Although the legislator designed the Patent Box regime with the objective of making it “one of the most attractive in the European Union” by exempting from income tax a substantial part (85%) of the income obtained from these innovations, the truth is that its practical application has been hindered by a reluctant administration. The same took place upon the approval of the non-habitual resident regime, which in an initial phase faced resistance from high-ranking officials of the Portuguese tax administration who did not agree with that regime enshrined in parliamentary law. In any case, the truth is that the regime remains in force, just as the reasons that led to its establishment remain current and, as we have seen from the most recent case law, far from resigning themselves, companies must be informed and must claim for themselves this enormous tax saving to which they are undoubtedly entitled.

For a software company to be able to apply the Patent Box in total safety and shield itself against possible AT inspections, the rigorous adoption of some best practices is recommended, such as contractual rigor, ensuring that the contracts entered into with clients are reviewed and adapted in light of Portuguese law, it being fundamental that the contract identifies the assignment as a granting of rights of use (right to use) and makes it clear that the ownership of the intellectual property remains within the sphere of the national company.
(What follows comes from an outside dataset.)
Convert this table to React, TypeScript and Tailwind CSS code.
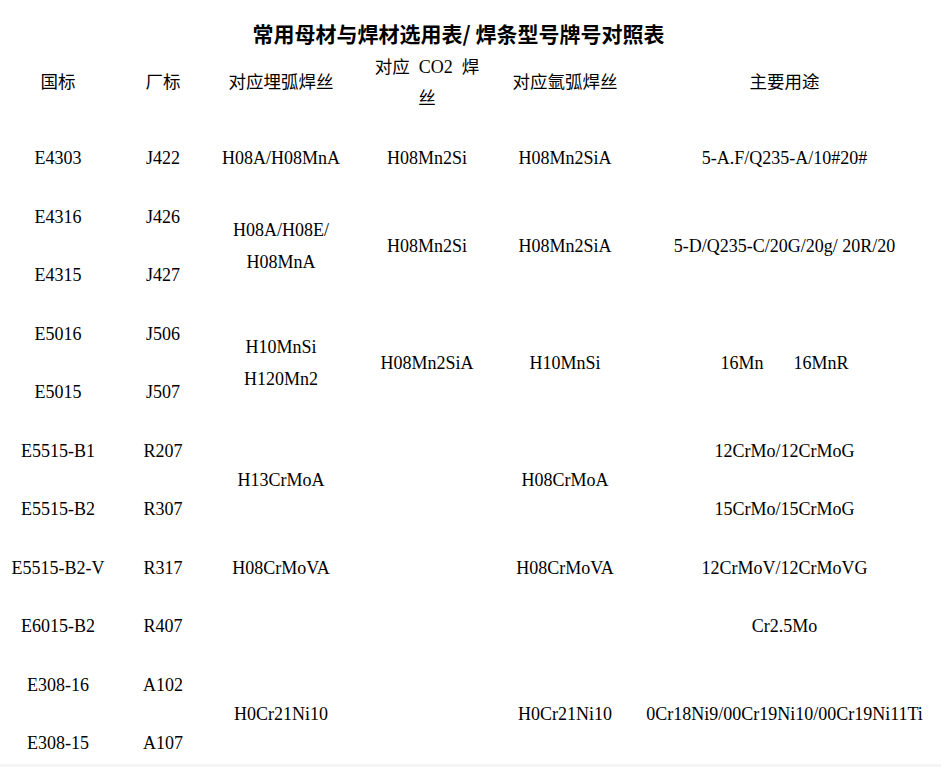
import React from "react";

type Cell = { t: React.ReactNode; span?: boolean };

const cjk = { fontFamily: '"Noto Sans CJK SC", "Noto Sans", sans-serif' };
const serif = { fontFamily: '"Liberation Serif", "Noto Sans CJK SC", serif' };

const rows: Cell[][] = [
  [
    { t: "E4303" },
    { t: "J422" },
    { t: "H08A/H08MnA" },
    { t: "H08Mn2Si" },
    { t: "H08Mn2SiA" },
    { t: "5-A.F/Q235-A/10#20#" },
  ],
  [
    { t: "E4316" },
    { t: "J426" },
    { t: ["H08A/H08E/", "H08MnA"], span: true },
    { t: "H08Mn2Si", span: true },
    { t: "H08Mn2SiA", span: true },
    { t: "5-D/Q235-C/20G/20g/ 20R/20", span: true },
  ],
  [{ t: "E4315" }, { t: "J427" }],
  [
    { t: "E5016" },
    { t: "J506" },
    { t: ["H10MnSi", "H120Mn2"], span: true },
    { t: "H08Mn2SiA", span: true },
    { t: "H10MnSi", span: true },
    {
      t: (
        <span>
          16Mn<span className="ml-[30px]">16MnR</span>
        </span>
      ),
      span: true,
    },
  ],
  [{ t: "E5015" }, { t: "J507" }],
  [
    { t: "E5515-B1" },
    { t: "R207" },
    { t: "H13CrMoA", span: true },
    { t: "", span: true },
    { t: "H08CrMoA", span: true },
    { t: "12CrMo/12CrMoG" },
  ],
  [{ t: "E5515-B2" }, { t: "R307" }, { t: "15CrMo/15CrMoG" }],
  [
    { t: "E5515-B2-V" },
    { t: "R317" },
    { t: "H08CrMoVA" },
    { t: "" },
    { t: "H08CrMoVA" },
    { t: "12CrMoV/12CrMoVG" },
  ],
  [
    { t: "E6015-B2" },
    { t: "R407" },
    { t: "" },
    { t: "" },
    { t: "" },
    { t: "Cr2.5Mo" },
  ],
  [
    { t: "E308-16" },
    { t: "A102" },
    { t: "H0Cr21Ni10", span: true },
    { t: "", span: true },
    { t: "H0Cr21Ni10", span: true },
    { t: "0Cr18Ni9/00Cr19Ni10/00Cr19Ni11Ti", span: true },
  ],
  [{ t: "E308-15" }, { t: "A107" }],
];

const headers = ["国标", "厂标", "对应埋弧焊丝", null, "对应氩弧焊丝", "主要用途"];

export default function App() {
  return (
    <div className="h-[767px] flex flex-col bg-white text-black overflow-hidden">
      <div className="flex-1 overflow-hidden">
        <h1
          className="pt-[17px] pr-[24px] text-center text-[21px] font-bold leading-[32px]"
          style={cjk}
        >
          常用母材与焊材选用表/ 焊条型号牌号对照表
        </h1>

        <div
          className="grid grid-cols-[116px_94px_142px_150px_126px_313px] h-[64px] items-center text-center text-[17.5px]"
          style={cjk}
        >
          {headers.map((h, i) =>
            h ? (
              <div key={i} className="leading-[30px]">
                {h}
              </div>
            ) : (
              <div key={i} className="leading-[30px]">
                <div>
                  对应
                  <span className="mx-[9px] text-[18px]" style={serif}>
                    CO2
                  </span>
                  焊
                </div>
                <div>丝</div>
              </div>
            )
          )}
        </div>

        <div
          className="mt-[16px] grid grid-cols-[116px_94px_142px_150px_126px_313px] auto-rows-[58.5px] text-center text-[18px]"
          style={serif}
        >
          {rows.flat().map((c, i) => (
            <div
              key={i}
              className={
                "flex flex-col items-center justify-center whitespace-nowrap leading-[32px] " +
                (c.span ? "row-span-2" : "")
              }
            >
              {Array.isArray(c.t)
                ? c.t.map((line, j) => <div key={j}>{line}</div>)
                : c.t}
            </div>
          ))}
        </div>
      </div>
      <div className="h-[3px] bg-[#f5f5f5]" />
    </div>
  );
}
It is essential that the software be registered with ASSOFT or IGAC, and the company must ensure that there is documentary consistency, making the names of the software modules registered with ASSOFT coincide exactly with the descriptions appearing on the invoices issued to clients. The finance department must implement specific cost centers, maintaining analytical accounting that can unequivocally isolate the income and R&D expenses attributable to each specific asset (software).

These and other practices are those that will make the difference, significantly protecting companies that intend to benefit lastingly from this regime.